# Data
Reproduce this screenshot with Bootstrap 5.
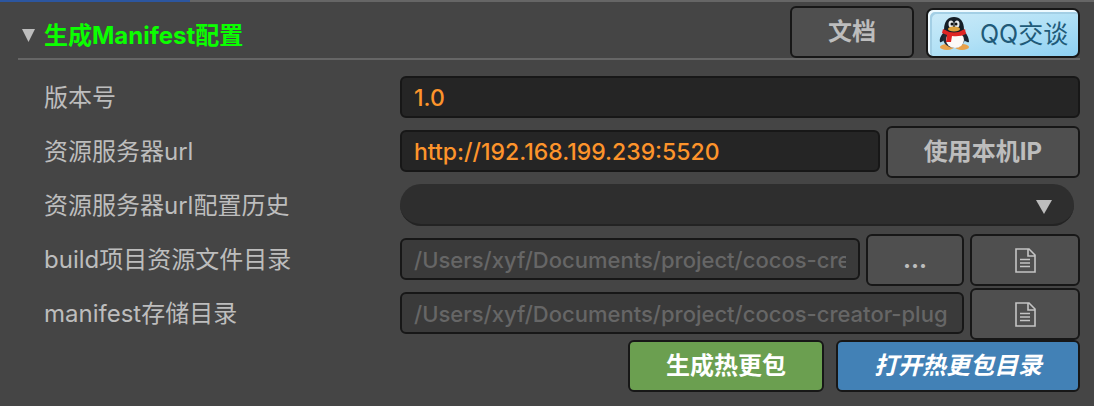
<!DOCTYPE html>
<html lang="zh-CN">
<head>
<meta charset="utf-8">
<meta name="viewport" content="width=device-width, initial-scale=1">
<title>生成Manifest配置</title>
<link href="https://cdn.jsdelivr.net/npm/bootstrap@5.3.0/dist/css/bootstrap.min.css" rel="stylesheet">
<style>
  body { background: #454545; color: #bdbdbd; font: 24px/36px Inter, "Noto Sans CJK SC", sans-serif; }
  .load-track { height: 2px; background: #666; }
  .load-bar { height: 2px; background: #2c56a0; }
  .panel { padding: 0 14px 14px 18px; }
  .panel-head { height: 58px; border-bottom: 2px solid #666; }
  .panel-title { font-size: 24px; line-height: 36px; padding-top: 12px; color: #0bff00; }
  .toggle { width: 26px; padding: 10px 0 0 4px; line-height: 0; }
  .head-actions, .foot-actions { gap: 12px; }
  .panel-body { padding-top: 10px; }
  .prop { height: 54px; gap: 6px; }
  .prop-label { width: 376px; padding-left: 26px; line-height: 52px; }
  .form-control, .form-select { height: 42px; margin-bottom: 6px; }
  .field { min-width: 0; padding: 2px 12px 0; border: 2px solid #171717; border-radius: 6px; background: #252525; color: #fd942b; font-size: 23px; font-weight: 500; line-height: 36px; }
  .field:focus { background: #252525; color: #fd942b; }
  .field:disabled { background: #3a3a3a; color: #666; font-size: 22px; }
  .pick-wrap { margin-right: 6px; }
  .pick { border: 0; border-bottom: 2px solid #232323; border-radius: 21px; color: #bdbdbd; background: #2e2e2e; }
  .pick-arrow { right: 22px; top: 16px; }
  .tool-btn { height: 52px; padding: 0; border: 2px solid #171717; border-radius: 6px; background: #4f4f4f; color: #bdbdbd; font-size: 24px; line-height: 36px; font-weight: 700; }
  .w-doc { width: 124px; }
  .w-ip { width: 194px; }
  .w-dots { width: 98px; }
  .w-file { width: 110px; }
  .w-make { width: 196px; }
  .w-open { width: 244px; }
  .tool-btn.make { background: #6b9f50; color: #fff; }
  .tool-btn.open-dir { background: #4281b6; color: #fff; }
  .tool-btn.qq { width: 154px; height: 50px; gap: 10px; padding: 2px 0 0 10px; border-radius: 7px; color: #205a78; font-size: 25px; font-weight: 400;
    background: linear-gradient(165deg, #cdebf8, #b2e1f6 50%, #8dd0f2); box-shadow: inset 2px 2px #eefaff, inset 4px 4px #a3cfe5; }
</style>
</head>
<body>
<svg class="d-none">
  <symbol id="file-icon" viewBox="0 0 21 25">
    <path d="M1 1H14L20 7V24H1ZM13 1V8H20M5 11.500H15M5 15H15M5 18.500H15" fill="none" stroke="#c4c4c4" stroke-width="1.600"/>
  </symbol>
</svg>
<div class="load-track"><div class="load-bar" style="width:17.4%"></div></div>
<main class="panel">
  <header class="panel-head d-flex">
    <button type="button" class="toggle btn border-0 text-start" aria-label="折叠">
      <svg width="13" height="13" viewBox="0 0 13 13"><path d="M0 0H13L6.500 13Z" fill="#bdbdbd"/></svg>
    </button>
    <h1 class="panel-title fw-bold m-0 align-self-center me-auto">生成Manifest配置</h1>
    <div class="head-actions d-flex align-items-end">
      <button type="button" class="btn tool-btn w-doc">文档</button>
      <button type="button" class="btn tool-btn qq d-flex align-items-center">
        <svg width="32" height="34" viewBox="0 0 32 34">
          <ellipse cx="9" cy="30" rx="7" ry="3" fill="#e9a14a"/><ellipse cx="24" cy="30" rx="7" ry="3" fill="#e9a14a"/>
          <path d="M7 14C4 17 1 21 2 25Q4 26 7 22L25 22Q28 26 31 25C31 20 28 16 26 14Z" fill="#172331"/>
          <ellipse cx="16" cy="21" rx="11" ry="10" fill="#222832"/>
          <ellipse cx="17" cy="23" rx="9" ry="8" fill="#fcf9f8"/>
          <path d="M6 13C6 4 10 0 16 0S26 4 26 13Q16 20 6 13Z" fill="#151d26"/>
          <ellipse cx="13" cy="7" rx="2.500" ry="3.500" fill="#e8ecee"/><ellipse cx="19" cy="7" rx="2.500" ry="3.500" fill="#e8ecee"/>
          <circle cx="14" cy="7" r="1.500" fill="#111"/><circle cx="18" cy="7" r="1.500" fill="#111"/>
          <ellipse cx="16" cy="12" rx="6" ry="2.500" fill="#dfa23c"/>
          <path d="M5 12Q16 19 27 12L28 17Q22 20 14 19L13 25H8L9 18L4 16Z" fill="#df2424"/>
        </svg>QQ交谈
      </button>
    </div>
  </header>

  <form class="panel-body">
    <div class="prop d-flex align-items-end">
      <label class="prop-label flex-shrink-0" for="ver">版本号</label>
      <input class="form-control field" id="ver" type="text" value="1.0">
    </div>
    <div class="prop d-flex align-items-end">
      <label class="prop-label flex-shrink-0" for="url">资源服务器url</label>
      <input class="form-control field" id="url" type="text" value="http://192.168.199.239:5520">
      <button type="button" class="btn tool-btn w-ip flex-shrink-0">使用本机IP</button>
    </div>
    <div class="prop d-flex align-items-end">
      <label class="prop-label flex-shrink-0" for="hist">资源服务器url配置历史</label>
      <div class="pick-wrap position-relative flex-grow-1">
        <select class="form-select pick" id="hist"><option></option></select>
        <svg class="pick-arrow position-absolute pe-none" width="16" height="14" viewBox="0 0 16 14"><path d="M0 0H16L8 14Z" fill="#bdbdbd"/></svg>
      </div>
    </div>
    <div class="prop d-flex align-items-end">
      <label class="prop-label flex-shrink-0" for="build">build项目资源文件目录</label>
      <input class="form-control field" id="build" type="text" value="/Users/xyf/Documents/project/cocos-creator-plug" disabled>
      <button type="button" class="btn tool-btn w-dots flex-shrink-0">...</button>
      <button type="button" class="btn tool-btn w-file flex-shrink-0 d-flex align-items-center justify-content-center" aria-label="打开目录">
        <svg width="21" height="25"><use href="#file-icon"/></svg>
      </button>
    </div>
    <div class="prop d-flex align-items-end">
      <label class="prop-label flex-shrink-0" for="mani">manifest存储目录</label>
      <input class="form-control field" id="mani" type="text" value="/Users/xyf/Documents/project/cocos-creator-plug" disabled>
      <button type="button" class="btn tool-btn w-file flex-shrink-0 d-flex align-items-center justify-content-center" aria-label="打开目录">
        <svg width="21" height="25"><use href="#file-icon"/></svg>
      </button>
    </div>
    <div class="foot-actions d-flex justify-content-end">
      <button type="button" class="btn tool-btn make w-make">生成热更包</button>
      <button type="button" class="btn tool-btn open-dir w-open fst-italic">打开热更包目录</button>
    </div>
  </form>
</main>
<script src="https://cdn.jsdelivr.net/npm/bootstrap@5.3.0/dist/js/bootstrap.bundle.min.js"></script>
</body>
</html>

# What to produce
Working from the material above, transcribe it exactly while omitting pictures.

# Answer in full
Reproduce this screenshot with Bootstrap 5.
<!DOCTYPE html>
<html lang="zh-CN">
<head>
<meta charset="utf-8">
<meta name="viewport" content="width=device-width, initial-scale=1">
<title>生成Manifest配置</title>
<link href="https://cdn.jsdelivr.net/npm/bootstrap@5.3.0/dist/css/bootstrap.min.css" rel="stylesheet">
<style>
  body { background: #454545; color: #bdbdbd; font: 24px/36px Inter, "Noto Sans CJK SC", sans-serif; }
  .load-track { height: 2px; background: #666; }
  .load-bar { height: 2px; background: #2c56a0; }
  .panel { padding: 0 14px 14px 18px; }
  .panel-head { height: 58px; border-bottom: 2px solid #666; }
  .panel-title { font-size: 24px; line-height: 36px; padding-top: 12px; color: #0bff00; }
  .toggle { width: 26px; padding: 10px 0 0 4px; line-height: 0; }
  .head-actions, .foot-actions { gap: 12px; }
  .panel-body { padding-top: 10px; }
  .prop { height: 54px; gap: 6px; }
  .prop-label { width: 376px; padding-left: 26px; line-height: 52px; }
  .form-control, .form-select { height: 42px; margin-bottom: 6px; }
  .field { min-width: 0; padding: 2px 12px 0; border: 2px solid #171717; border-radius: 6px; background: #252525; color: #fd942b; font-size: 23px; font-weight: 500; line-height: 36px; }
  .field:focus { background: #252525; color: #fd942b; }
  .field:disabled { background: #3a3a3a; color: #666; font-size: 22px; }
  .pick-wrap { margin-right: 6px; }
  .pick { border: 0; border-bottom: 2px solid #232323; border-radius: 21px; color: #bdbdbd; background: #2e2e2e; }
  .pick-arrow { right: 22px; top: 16px; }
  .tool-btn { height: 52px; padding: 0; border: 2px solid #171717; border-radius: 6px; background: #4f4f4f; color: #bdbdbd; font-size: 24px; line-height: 36px; font-weight: 700; }
  .w-doc { width: 124px; }
  .w-ip { width: 194px; }
  .w-dots { width: 98px; }
  .w-file { width: 110px; }
  .w-make { width: 196px; }
  .w-open { width: 244px; }
  .tool-btn.make { background: #6b9f50; color: #fff; }
  .tool-btn.open-dir { background: #4281b6; color: #fff; }
  .tool-btn.qq { width: 154px; height: 50px; gap: 10px; padding: 2px 0 0 10px; border-radius: 7px; color: #205a78; font-size: 25px; font-weight: 400;
    background: linear-gradient(165deg, #cdebf8, #b2e1f6 50%, #8dd0f2); box-shadow: inset 2px 2px #eefaff, inset 4px 4px #a3cfe5; }
</style>
</head>
<body>
<svg class="d-none">
  <symbol id="file-icon" viewBox="0 0 21 25">
    <path d="M1 1H14L20 7V24H1ZM13 1V8H20M5 11.500H15M5 15H15M5 18.500H15" fill="none" stroke="#c4c4c4" stroke-width="1.600"/>
  </symbol>
</svg>
<div class="load-track"><div class="load-bar" style="width:17.4%"></div></div>
<main class="panel">
  <header class="panel-head d-flex">
    <button type="button" class="toggle btn border-0 text-start" aria-label="折叠">
      <svg width="13" height="13" viewBox="0 0 13 13"><path d="M0 0H13L6.500 13Z" fill="#bdbdbd"/></svg>
    </button>
    <h1 class="panel-title fw-bold m-0 align-self-center me-auto">生成Manifest配置</h1>
    <div class="head-actions d-flex align-items-end">
      <button type="button" class="btn tool-btn w-doc">文档</button>
      <button type="button" class="btn tool-btn qq d-flex align-items-center">
        <svg width="32" height="34" viewBox="0 0 32 34">
          <ellipse cx="9" cy="30" rx="7" ry="3" fill="#e9a14a"/><ellipse cx="24" cy="30" rx="7" ry="3" fill="#e9a14a"/>
          <path d="M7 14C4 17 1 21 2 25Q4 26 7 22L25 22Q28 26 31 25C31 20 28 16 26 14Z" fill="#172331"/>
          <ellipse cx="16" cy="21" rx="11" ry="10" fill="#222832"/>
          <ellipse cx="17" cy="23" rx="9" ry="8" fill="#fcf9f8"/>
          <path d="M6 13C6 4 10 0 16 0S26 4 26 13Q16 20 6 13Z" fill="#151d26"/>
          <ellipse cx="13" cy="7" rx="2.500" ry="3.500" fill="#e8ecee"/><ellipse cx="19" cy="7" rx="2.500" ry="3.500" fill="#e8ecee"/>
          <circle cx="14" cy="7" r="1.500" fill="#111"/><circle cx="18" cy="7" r="1.500" fill="#111"/>
          <ellipse cx="16" cy="12" rx="6" ry="2.500" fill="#dfa23c"/>
          <path d="M5 12Q16 19 27 12L28 17Q22 20 14 19L13 25H8L9 18L4 16Z" fill="#df2424"/>
        </svg>QQ交谈
      </button>
    </div>
  </header>

  <form class="panel-body">
    <div class="prop d-flex align-items-end">
      <label class="prop-label flex-shrink-0" for="ver">版本号</label>
      <input class="form-control field" id="ver" type="text" value="1.0">
    </div>
    <div class="prop d-flex align-items-end">
      <label class="prop-label flex-shrink-0" for="url">资源服务器url</label>
      <input class="form-control field" id="url" type="text" value="http://192.168.199.239:5520">
      <button type="button" class="btn tool-btn w-ip flex-shrink-0">使用本机IP</button>
    </div>
    <div class="prop d-flex align-items-end">
      <label class="prop-label flex-shrink-0" for="hist">资源服务器url配置历史</label>
      <div class="pick-wrap position-relative flex-grow-1">
        <select class="form-select pick" id="hist"><option></option></select>
        <svg class="pick-arrow position-absolute pe-none" width="16" height="14" viewBox="0 0 16 14"><path d="M0 0H16L8 14Z" fill="#bdbdbd"/></svg>
      </div>
    </div>
    <div class="prop d-flex align-items-end">
      <label class="prop-label flex-shrink-0" for="build">build项目资源文件目录</label>
      <input class="form-control field" id="build" type="text" value="/Users/xyf/Documents/project/cocos-creator-plug" disabled>
      <button type="button" class="btn tool-btn w-dots flex-shrink-0">...</button>
      <button type="button" class="btn tool-btn w-file flex-shrink-0 d-flex align-items-center justify-content-center" aria-label="打开目录">
        <svg width="21" height="25"><use href="#file-icon"/></svg>
      </button>
    </div>
    <div class="prop d-flex align-items-end">
      <label class="prop-label flex-shrink-0" for="mani">manifest存储目录</label>
      <input class="form-control field" id="mani" type="text" value="/Users/xyf/Documents/project/cocos-creator-plug" disabled>
      <button type="button" class="btn tool-btn w-file flex-shrink-0 d-flex align-items-center justify-content-center" aria-label="打开目录">
        <svg width="21" height="25"><use href="#file-icon"/></svg>
      </button>
    </div>
    <div class="foot-actions d-flex justify-content-end">
      <button type="button" class="btn tool-btn make w-make">生成热更包</button>
      <button type="button" class="btn tool-btn open-dir w-open fst-italic">打开热更包目录</button>
    </div>
  </form>
</main>
<script src="https://cdn.jsdelivr.net/npm/bootstrap@5.3.0/dist/js/bootstrap.bundle.min.js"></script>
</body>
</html>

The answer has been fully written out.